Making and Selling a Crisis

Date: Feb. 18, 2005
Location: Washington, DC


Making and Selling a Crisis

Rep. Mike Thompson (D-Napa Valley)

FOR IMMEDIATE RELEASE:

Friday, February 18, 2005

President Bush's plan to privatize Social Security is based on several leaps of faith and more than one breathless attempt to improve the truth. Some of his early critics have equally relied on assumptions and fear to frame their own agendas. It's little wonder why so many Americans are either confused or just plain disappointed over the quality of debate so far.

A national discussion over the future of the greatest social program in the history of the world deserves a better opening act.

A good place to begin would be with the facts. Or as my grandmother used to say, let's start with what we know.

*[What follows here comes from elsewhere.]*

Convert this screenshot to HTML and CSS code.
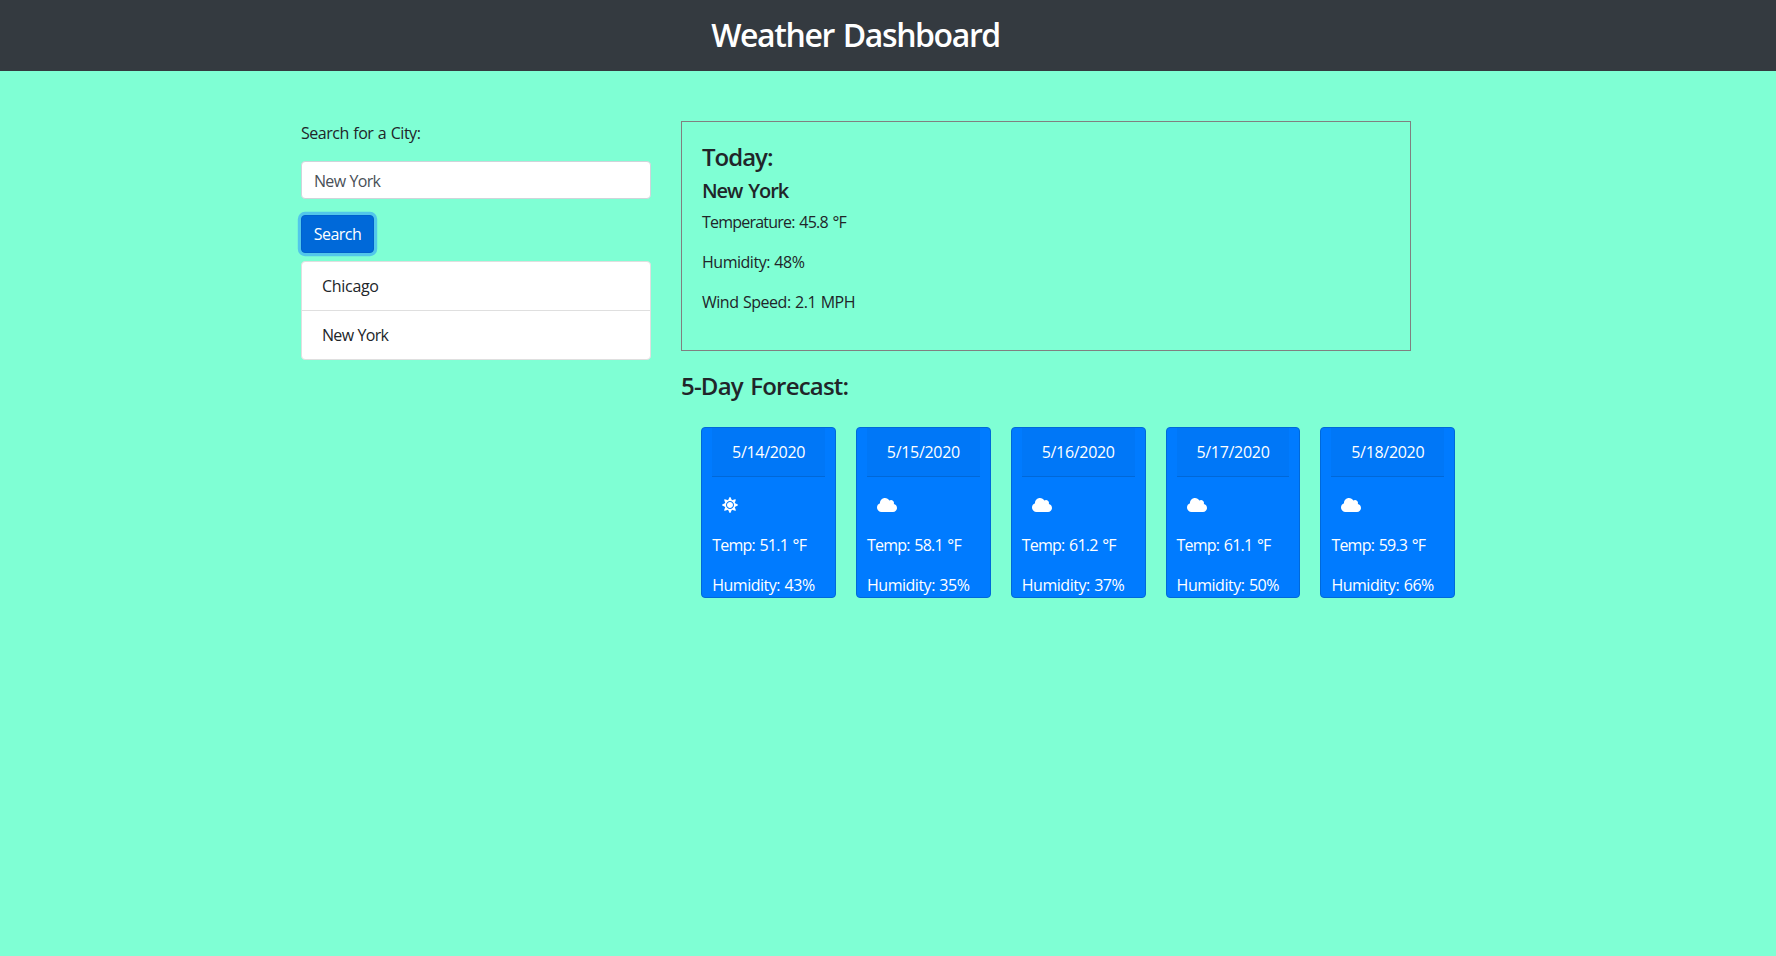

Without Social Security, almost half of today's elderly Americans would be living in poverty. For nearly two-thirds of the elderly, Social Security provides the majority of their income. In our Congressional District alone, 86,000 retired and disabled workers, 11,000 widows and widowers, and 9,000 disabled children depend on a monthly Social Security check that averages about $900.

Social Security is not bankrupt. Nor will it become bankrupt in 25, 50 or 75 years. The president likes to say it is bankrupt because it will begin to pay out more than it collects in 20 years. His definition fails to take into account that Social Security has a $5 trillion surplus trust fund that will guarantee full benefits for another 50 years.

If absolutely nothing is done to change Social Security, benefits will be reduced by roughly 19% beginning around 2052 when the trust fund is exhausted. Under the president's privatization plan, benefits are expected to be cut by roughly 30% in 2052 and by nearly 50% by 2075.

Here's how it works. The president's plan would allow younger workers to divert a percentage of their social security payroll tax into Wall Street accounts. So far so good. Private investment among Americans has dropped over the past several decades ranking us in the basement of developed nations for personal savings. But here is the rub. There is a cost to the president's private accounts beyond the obvious risk.

First, the administration has said that our federal government would have to borrow $2 trillion that we don't have in order to pay Wall Street firms the start-up costs for these accounts. We are already paying $1 billion a day on interest alone to finance our national debt. Forty percent of our debt is currently held by foreign banks. A $2 trillion addition to that debt could increase interest rates for all Americans, including young homebuyers, and further increase our financial vulnerability abroad.

Second, private accounts alone will not support full benefit levels that have been promised to recipients. To ensure there is enough incoming payroll to match benefit levels, the administration has said that Social Security benefits guaranteed under the current system would have to be cut slightly for each dollar diverted to Wall Street accounts. More important, future benefits would be cut for all recipients, whether or not they choose private accounts, by indexing them to the rate of inflation rather than the rate of wage increases.

If ever there was a devil in the detail, this one has big horns. Indexing will cut benefits in half for our grandchildren's generation and effectively end Social Security as we know it.
My grandmother was a first generation American who worked for the Napa Glove Factory and John Daniel's Inglenook Winery. My grandfather was a butcher. They worked hard to provide for our family and were only able to retire because of Social Security. I know they wanted it be around for me as much as I want to ensure it is around for my grandchildren.

There are reasonable ways to shore up Social Security. Creating a phony crisis to destroy it in order to save it isn't one of them. Neither is burying our heads in the sand and pretending that it is meeting the same challenges as it did a generation ago when we made the last improvements.

John Kennedy said the enemy of truth is not often the lie which is deliberate, contrived and dishonest, but rather the myth which is persistent, persuasive and unrealistic. Wall Street investment firms and others are expected to spend upwards of $100 million on television ads to influence the upcoming debate. We owe it to ourselves, our children and our grandchildren to separate myths from facts and distractions from solutions. Social Security deserves an honest, bipartisan discussion, not a sales job.